• U.S.

Songs: Dolly’s My Sunflower

2 minute read
TIME

Everywhere you go, it’s Hello, Dolly! Everybody is doing it: modern jazz groups, Dixieland groups, dance bands. Paul Anka, Frank Sinatra, Peter Nero, Al Hirt, Benny Goodman, Andy Williams, Steve Lawrence, Andre Kostelanetz. “I guess there hasn’t been a big hit like this since Star Dust,” says Manhattan Disk Jockey William B. Williams.

Jerry Herman originally wrote it just as a production number to get Carol Channing onstage in the second act of his Broadway musical. Then Louis Armstrong’s recording hit the counters. Typically, Satchmo gave it a rasping rhythm and lowdown authority—qualities it never had in the original—and his single recording knocked the Beatles right off the top of the bestselling lists. Both Republicans and Democrats wanted to cash in on the song’s popularity, but Dolly Producer David Merrick, a loyal Democrat, gave the tune exclusively to Johnson for Hello, Lyndon! and threatened to sue Barry Goldwater if he dared use it.
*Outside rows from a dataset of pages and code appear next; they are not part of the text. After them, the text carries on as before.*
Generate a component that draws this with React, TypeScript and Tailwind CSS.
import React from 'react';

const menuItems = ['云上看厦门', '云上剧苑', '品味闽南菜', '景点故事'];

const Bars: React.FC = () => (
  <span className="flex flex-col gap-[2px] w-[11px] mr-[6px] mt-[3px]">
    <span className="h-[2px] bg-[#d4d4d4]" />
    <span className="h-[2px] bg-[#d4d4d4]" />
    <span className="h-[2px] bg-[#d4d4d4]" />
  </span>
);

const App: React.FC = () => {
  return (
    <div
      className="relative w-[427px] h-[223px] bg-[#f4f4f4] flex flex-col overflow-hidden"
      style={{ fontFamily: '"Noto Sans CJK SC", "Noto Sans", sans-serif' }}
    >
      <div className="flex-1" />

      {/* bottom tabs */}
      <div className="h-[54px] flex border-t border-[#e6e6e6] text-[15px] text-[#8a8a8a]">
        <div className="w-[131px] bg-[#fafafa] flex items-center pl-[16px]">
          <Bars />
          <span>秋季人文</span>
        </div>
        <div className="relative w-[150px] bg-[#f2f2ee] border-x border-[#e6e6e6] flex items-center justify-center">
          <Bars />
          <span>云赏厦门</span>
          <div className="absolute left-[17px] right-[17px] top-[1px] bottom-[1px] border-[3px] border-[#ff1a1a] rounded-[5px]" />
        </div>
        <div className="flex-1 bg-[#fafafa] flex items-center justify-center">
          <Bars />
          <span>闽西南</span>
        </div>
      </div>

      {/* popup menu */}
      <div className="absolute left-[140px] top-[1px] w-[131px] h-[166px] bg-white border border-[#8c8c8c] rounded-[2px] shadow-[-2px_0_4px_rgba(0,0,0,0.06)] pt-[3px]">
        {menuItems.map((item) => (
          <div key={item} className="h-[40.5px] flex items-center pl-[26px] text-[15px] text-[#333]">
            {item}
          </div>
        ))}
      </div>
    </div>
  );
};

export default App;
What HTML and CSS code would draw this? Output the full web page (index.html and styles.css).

Now Los Angeles Composer Mack David says Dolly is his and Herman is a pirate. Dolly, he charges, is really the Sunflower song, which he wrote in 1948, and his publisher is ready to sue Herman for copyright infringement. The beginning of the refrain, “Hello, Dolly, well, hello, Dolly, it’s so . . .” is identical, says the publisher, with “She’s a sunflower, she’s my sunflower.” Herman concedes this, but points out that after the first notes “the songs take off in different directions.” Whether she’s Herman’s Dolly or David’s Sunflower, she’s still glowing, crowing, going strong.